Board members are elected at the Annual General Meeting for a period ending at the close of the next Annual General Meeting. The Articles of Association contains no restrictions pertaining to the eligibility of Board members. According to the Articles of Association, the number of Board members can be no less than three and no more than twelve members elected by shareholders.
At the 2019 Annual General Meeting, following a proposal by the Nomination Committee, Dame Amelia Fawcett, Henrik Poulsen, Wilhelm Klingspor, and Charlotte Strömberg were re-elected members of the Board and Susanna Campbell and Brian McBride were elected as new members of the Board. The Annual General Meeting further elected Dame Amelia Fawcett as Chairman of the Board. At its constituent meeting, the Board appointed Henrik Poulsen as Deputy Chairman of the Board.
The independence of Board members in relation to the Company and its management, and to the major shareholders of the Company, is specified in the Annual Report 2019 on pages 41-43. None of the Board members are employed within the Group.
Kinnevik’s Board of Directors is responsible for the overall strategy of the Group and for organizing its administration in accordance with the Swedish Companies Act.
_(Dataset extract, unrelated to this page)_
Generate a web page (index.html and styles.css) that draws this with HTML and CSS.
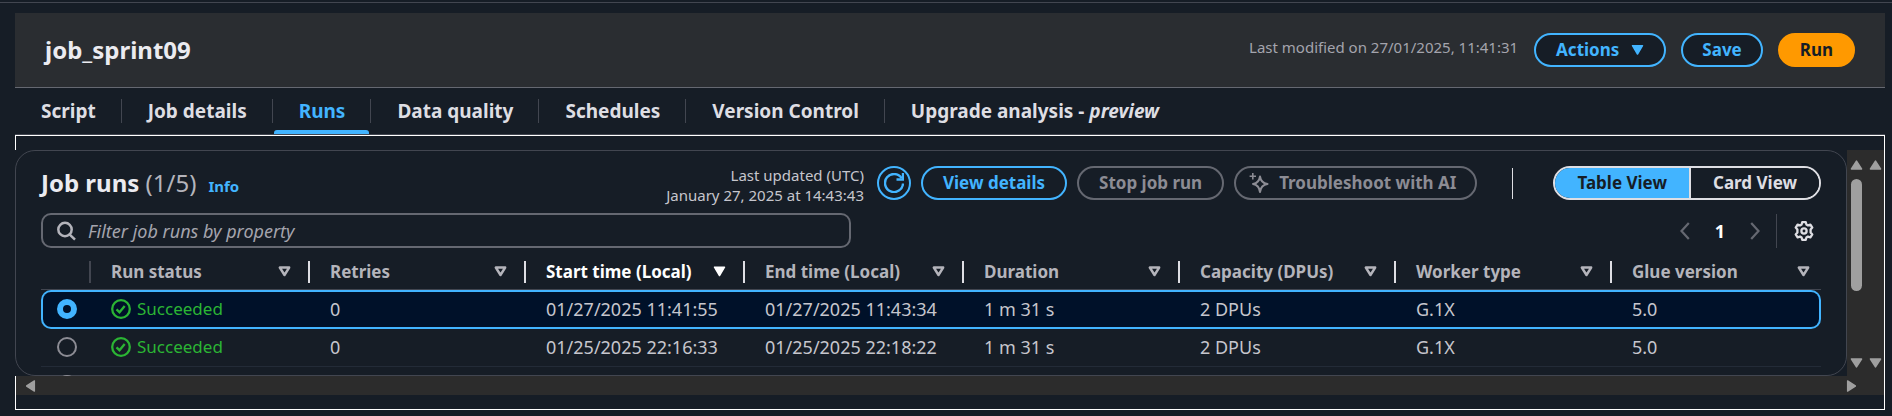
FILE: index.html
```html
<!DOCTYPE html>
<html lang="en">
<head>
<meta charset="utf-8">
<title>job_sprint09</title>
<link rel="stylesheet" href="styles.css">
</head>
<body>
<svg class="sprites" aria-hidden="true">
  <symbol id="sort" viewBox="0 0 13 11"><path d="M1.800 1.500h9.400L6.500 9z" fill="none" stroke="currentColor" stroke-width="2.400" stroke-linejoin="round"/></symbol>
  <symbol id="sort-on" viewBox="0 0 13 11"><path d="M1.500 1.200h10L6.500 9.500z" fill="currentColor" stroke="currentColor" stroke-width="1.500" stroke-linejoin="round"/></symbol>
  <symbol id="ok" viewBox="0 0 20 20"><g fill="none" stroke="currentColor" stroke-width="2.300"><circle cx="10" cy="10" r="8.800"/><path d="M5.500 10.300l3 2.900 5.200-6.300"/></g></symbol>
  <symbol id="tri" viewBox="0 0 12 10"><path d="M6 1.200L11 9H1z" fill="currentColor" stroke="currentColor" stroke-width="1.600" stroke-linejoin="round"/></symbol>
</svg>
<main class="page">
  <header class="job-header">
    <h1 class="job-title">job_sprint09</h1>
    <span class="modified">Last modified on 27/01/2025, 11:41:31</span>
    <div class="header-actions">
      <button class="btn actions" type="button">Actions <svg class="caret" viewBox="0 0 13 11"><use href="#sort-on"/></svg></button>
      <button class="btn save" type="button">Save</button>
      <button class="btn primary" type="button">Run</button>
    </div>
  </header>
  <nav class="tabs">
    <a class="tab" href="#">Script</a>
    <a class="tab" href="#">Job details</a>
    <a class="tab active" href="#" aria-current="page">Runs</a>
    <a class="tab" href="#">Data quality</a>
    <a class="tab" href="#">Schedules</a>
    <a class="tab" href="#">Version Control</a>
    <a class="tab" href="#">Upgrade analysis - <i>preview</i></a>
  </nav>
  <section class="frame">
    <div class="scroller">
      <div class="viewport">
        <div class="card">
          <div class="toolbar">
            <h2 class="card-title">Job runs <span class="count">(1/5)</span></h2>
            <a class="info" href="#">Info</a>
            <p class="updated">Last updated (UTC)<br>January 27, 2025 at 14:43:43</p>
            <button class="btn round" type="button" aria-label="Refresh"><svg class="icon" viewBox="0 0 20 20"><g fill="none" stroke="currentColor" stroke-width="2.400"><path d="M19 10.500A9 9 0 1 1 17.600 5.200"/><path d="M19 0v6.500h-6.500"/></g></svg></button>
            <button class="btn" type="button">View details</button>
            <button class="btn" type="button" disabled>Stop job run</button>
            <button class="btn ai" type="button" disabled><svg class="icon" viewBox="0 0 20 20"><g fill="none" stroke="currentColor"><path stroke-width="2" stroke-linejoin="round" d="M11 3.500Q11.900 10 18.500 11Q11.900 12 11 19Q10.100 12 4 11Q10.100 10 11 3.500z"/><path stroke-width="1.600" d="M3.800 0v6.400M.600 3.200H7"/></g></svg>Troubleshoot with AI</button>
            <span class="rule"></span>
            <div class="segments" role="group" aria-label="View">
              <button class="segment on" type="button" aria-pressed="true">Table View</button>
              <button class="segment" type="button" aria-pressed="false">Card View</button>
            </div>
          </div>
          <div class="filters">
            <label class="search">
              <svg class="icon" viewBox="0 0 20 20"><g fill="none" stroke="currentColor" stroke-width="2.500"><circle cx="9" cy="8.500" r="6.700"/><path d="M13.500 13.300l5.500 5.400"/></g></svg>
              <input type="text" placeholder="Filter job runs by property" aria-label="Filter job runs by property">
            </label>
            <div class="pager">
              <button class="plain dim" type="button" aria-label="Previous page"><svg class="chevron" viewBox="0 0 10 18"><path d="M8.800 1L1.500 9l7.300 8" fill="none" stroke="currentColor" stroke-width="2.200"/></svg></button>
              <span class="page-number">1</span>
              <button class="plain dim" type="button" aria-label="Next page"><svg class="chevron" viewBox="0 0 10 18"><path d="M1.200 1l7.300 8-7.300 8" fill="none" stroke="currentColor" stroke-width="2.200"/></svg></button>
              <button class="plain gear" type="button" aria-label="Preferences"><svg class="icon" viewBox="0 0 20 20"><g fill="none" stroke="currentColor" stroke-width="2.300" stroke-linejoin="round"><path d="M8.200 1.200h3.600l.6 2.300 1.500.9 2.500-.8 1.900 3-1.700 1.900v3l1.700 1.900-1.900 3-2.500-.8-1.500.9-.6 2.300H8.200l-.6-2.300-1.500-.9-2.500.8-1.900-3 1.700-1.900v-3L1.700 6.600l1.900-3 2.500.8 1.500-.9z"/><circle cx="10" cy="10" r="2.600"/></g></svg></button>
            </div>
          </div>
          <table class="runs">
            <colgroup><col class="c-pick"><col class="c-wide"><col class="c-std"><col class="c-wide"><col class="c-wide"><col class="c-std"><col class="c-std"><col class="c-std"><col></colgroup>
            <thead>
              <tr>
                <th class="pick" aria-label="Selection"></th>
                <th><div class="th">Run status<svg class="sort"><use href="#sort"/></svg></div></th>
                <th><div class="th">Retries<svg class="sort"><use href="#sort"/></svg></div></th>
                <th class="sorted"><div class="th">Start time (Local)<svg class="sort"><use href="#sort-on"/></svg></div></th>
                <th><div class="th">End time (Local)<svg class="sort"><use href="#sort"/></svg></div></th>
                <th><div class="th">Duration<svg class="sort"><use href="#sort"/></svg></div></th>
                <th><div class="th">Capacity (DPUs)<svg class="sort"><use href="#sort"/></svg></div></th>
                <th><div class="th">Worker type<svg class="sort"><use href="#sort"/></svg></div></th>
                <th><div class="th">Glue version<svg class="sort"><use href="#sort"/></svg></div></th>
              </tr>
            </thead>
            <tbody>
              <tr class="selected">
                <td><input class="radio" type="radio" name="run" aria-label="Run 01/27/2025 11:41:55" checked></td>
                <td><span class="status"><svg class="icon"><use href="#ok"/></svg>Succeeded</span></td>
                <td>0</td><td>01/27/2025 11:41:55</td><td>01/27/2025 11:43:34</td><td>1 m 31 s</td><td>2 DPUs</td><td>G.1X</td><td>5.0</td>
              </tr>
              <tr>
                <td><input class="radio" type="radio" name="run" aria-label="Run 01/25/2025 22:16:33"></td>
                <td><span class="status"><svg class="icon"><use href="#ok"/></svg>Succeeded</span></td>
                <td>0</td><td>01/25/2025 22:16:33</td><td>01/25/2025 22:18:22</td><td>1 m 31 s</td><td>2 DPUs</td><td>G.1X</td><td>5.0</td>
              </tr>
              <tr>
                <td><input class="radio" type="radio" name="run" aria-label="Earlier run"></td>
                <td></td><td></td><td></td><td></td><td></td><td></td><td></td><td></td>
              </tr>
            </tbody>
          </table>
        </div>
      </div>
      <div class="vbar inner"><svg class="arrow"><use href="#tri"/></svg><span class="thumb"></span><svg class="arrow down"><use href="#tri"/></svg></div>
      <div class="vbar"><svg class="arrow"><use href="#tri"/></svg><svg class="arrow down"><use href="#tri"/></svg></div>
      <div class="hbar"><svg class="arrow left"><use href="#tri"/></svg><svg class="arrow right"><use href="#tri"/></svg></div>
    </div>
  </section>
</main>
</body>
</html>
```
FILE: styles.css
```css
* { box-sizing: border-box; }
body {
  margin: 0;
  min-height: 100vh;
  overflow: hidden;
  background: #161d26;
  color: #c6c6cd;
  font: 18px/24px "Noto Sans", "Open Sans", sans-serif;
}
h1, h2, p { margin: 0; }
a { text-decoration: none; }
button, input { font: inherit; }
svg { display: block; flex: none; }
.sprites { position: absolute; width: 0; height: 0; }
.icon { width: 20px; height: 20px; }

.page {
  margin-top: 2px;
  padding: 10px 7px 0 15px;
  border-top: 1px solid #424650;
}

.job-header {
  display: flex;
  align-items: center;
  height: 75px;
  padding: 0 30px;
  background: #2a2d31;
  border-bottom: 1px solid #656871;
}
.job-title { flex: 1; color: #ebebf0; font-size: 24px; line-height: 32px; font-weight: 700; }
.modified { margin-right: 16px; padding-bottom: 6px; color: #a4a4ad; font-size: 15px; line-height: 20px; }
.header-actions { display: flex; gap: 15px; }

.btn {
  display: flex;
  align-items: center;
  justify-content: center;
  gap: 12px;
  height: 34px;
  padding: 0 20px;
  border: 2px solid #42b4ff;
  border-radius: 20px;
  background: #161d26;
  color: #42b4ff;
  font-size: 17px;
  line-height: 24px;
  font-weight: 700;
  white-space: nowrap;
}
.btn:disabled { border-color: #656871; color: #8c8c94; }
.btn.primary { background: #ff9900; border-color: #ff9900; color: #161d26; }
.btn.save { padding: 0 19px; }
.btn.round { width: 34px; padding: 0; }
.btn.ai { padding: 0 19px 0 13px; gap: 10px; }
.caret { width: 13px; height: 14px; }

.tabs { display: flex; align-items: center; height: 47px; border-bottom: 1px solid #424650; }
.tab {
  position: relative;
  padding: 0 25px 0 26px;
  height: 24px;
  border-right: 1px solid #424650;
  color: #dedee3;
  font-size: 19px;
  font-weight: 700;
  line-height: 24px;
}
.tab:last-child { border-right: 0; }
.tab.active { color: #42b4ff; }
.tab.active::after {
  content: "";
  position: absolute;
  left: 1px;
  right: 1px;
  bottom: -11px;
  height: 4px;
  border-radius: 3px 3px 0 0;
  background: #42b4ff;
}

.frame { padding: 14px 0; border: 1px solid #fff; }
.scroller { display: grid; grid-template-columns: 1fr 19px 18px; grid-template-rows: 226px 19px; background: #2c2c2c; }
.viewport { min-width: 0; margin-left: -1px; overflow: hidden; background: #161d26; }
.card { height: 226px; padding: 15px 25px 0; border: 1px solid #424650; border-radius: 20px; }

.toolbar { display: flex; align-items: center; gap: 10px; height: 34px; }
.card-title { color: #ebebf0; font-size: 24px; line-height: 30px; font-weight: 700; white-space: nowrap; }
.count { color: #b4b4bb; font-weight: 400; }
.info { flex: 1; padding: 6px 0 0 2px; color: #42b4ff; font-size: 15px; line-height: 20px; font-weight: 700; }
.updated { margin-right: 3px; padding-top: 4px; font-size: 15px; line-height: 20px; text-align: right; }
.rule { width: 1px; height: 31px; margin: 0 30px 0 25px; background: #dedee3; }
.segments { display: flex; height: 34px; border: 2px solid #dedee3; border-radius: 20px; overflow: hidden; }
.segment { padding: 0 22px; border: 0; background: #161d26; color: #dedee3; font-size: 17px; font-weight: 700; white-space: nowrap; }
.segment.on { border-right: 2px solid #dedee3; background: #42b4ff; color: #161d26; }

.filters { display: flex; align-items: center; justify-content: space-between; margin-top: 13px; }
.search {
  display: flex;
  align-items: center;
  gap: 12px;
  width: 810px;
  height: 35px;
  padding: 0 13px;
  border: 2px solid #656871;
  border-radius: 10px;
  color: #b4b4bb;
}
.search input { flex: 1; padding: 0; border: 0; outline: 0; background: none; color: #dedee3; }
.search input::placeholder { color: #a4a4ad; opacity: 1; font-style: italic; }
.pager { display: flex; align-items: center; }
.plain { padding: 0; border: 0; background: none; color: #dedee3; }
.dim { color: #656871; }
.chevron { width: 10px; height: 18px; }
.page-number { width: 60px; text-align: center; color: #fff; font-weight: 700; }
.gear { height: 34px; margin-left: 16px; padding: 0 7px 0 17px; border-left: 1px solid #424650; }

.runs { width: 100%; table-layout: fixed; border-collapse: separate; border-spacing: 0; }
.c-pick { width: 50px; }
.c-wide { width: 219px; }
.c-std { width: 216px; }
.runs th { height: 42px; padding: 6px 0 0; border-bottom: 1px solid #424650; color: #b4b4bb; font-size: 17px; font-weight: 700; text-align: left; }
.th { display: flex; align-items: center; justify-content: space-between; height: 22px; padding: 0 17px 0 20px; border-right: 2px solid #dedee3; white-space: nowrap; }
.runs th:last-child .th { padding-right: 11px; border-right: 0; }
.runs th.sorted { color: #fff; }
.runs th.pick { background: linear-gradient(#424650, #424650) right 13px / 2px 22px no-repeat; }
.sort { width: 13px; height: 11px; }
.runs td { height: 38px; padding: 0 0 2px 20px; border-bottom: 1px solid #232b37; white-space: nowrap; }
.runs td:first-child { padding-left: 16px; }
.runs .selected td { height: 39px; background: #001129; border-top: 2px solid #42b4ff; border-bottom: 2px solid #42b4ff; }
.runs .selected td:first-child { padding-left: 14px; border-left: 2px solid #42b4ff; border-radius: 10px 0 0 10px; }
.runs .selected td:last-child { border-right: 2px solid #42b4ff; border-radius: 0 10px 10px 0; }
.status { display: flex; align-items: center; gap: 6px; color: #2bb534; font-size: 17px; }
.radio { appearance: none; display: block; width: 20px; height: 20px; margin: 0; border: 2px solid #8c8c94; border-radius: 50%; }
.radio:checked { border: 6px solid #42b4ff; }

.vbar { display: flex; flex-direction: column; align-items: center; justify-content: space-between; padding: 10px 0 8px; color: #9f9f9f; }
.arrow { width: 13px; height: 10px; }
.down { transform: rotate(180deg); }
.left { transform: rotate(-90deg); }
.right { transform: rotate(90deg); }
.thumb { width: 11px; height: 112px; margin: 9px 0 auto; border-radius: 6px; background: #9f9f9f; }
.hbar { display: flex; grid-column: 1 / 3; align-items: center; justify-content: space-between; padding: 0 8px; color: #9f9f9f; }
```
The Board’s work and delegation procedures, instructions for the Chief Executive Officer, and reporting instructions are updated and approved at least annually following the Annual General Meeting.
Significant issues addressed by Kinnevik’s Board during 2019 include the distribution of Kinnevik’s shares in Millicom to its shareholders, the new shareholder remuneration policy, the sell-down of a 5 percent stake in Zalando, the overall strategy and financial performance of Kinnevik and its private investment strategy. As the basis for discussions concerning the listed portfolio companies, Kinnevik’s management presented independent analyses of each company’s strategy, operations and future opportunities within the markets in which they are active. Furthermore, Chief Executive Officers of certain listed portfolio companies held customary investor presentations and discussions with the Kinnevik Board.
Compliance with laws and regulations, responsibility and market confidence in Kinnevik are some of the key issues which the Board actively focuses on. Kinnevik’s Code of Conduct and Corporate Responsibility Policy adopted by the Board describes Kinnevik’s policy on issues pertaining to social responsibility, environmental considerations and ethics.
As in previous years, a People & Remuneration Committee, an Audit Committee and a Risk, Compliance & Sustainability Committee have been established within the Board. These committees are preparatory bodies of the Board and do not reduce the Board’s overall responsibility for the governance of the Company and decisions taken. The General Counsel and Company Secretary, Mattias Andersson, is responsible for ensuring that rules of procedure are complied with, and all Board members can turn to the Secretary for advice and assistance in their Board work.
During 2019, Kinnevik’s Board of Directors held ten meetings (including the constituent meeting), of which three were extra meetings held via telephone.
Evaluation of the Work of the Board of Directors
The Board complies with an annual performance review process to assess how well the Board, its committees and processes are functioning and how they might be improved. Every three years a more extensive Board evaluation is undertaken either by an independent Board member or an external consultant.
The evaluation of the Board’s work during 2019 was conducted internally by the Chairman of the Board by way of a questionnaire, covering areas such as the Board’s performance against its key duties, the Board’s composition and processes, as well as the performance of individual Board members. The results of the evaluation were presented to the Nomination Committee by the Chairman of the Board, and were also reported in full to the Nomination Committee in writing.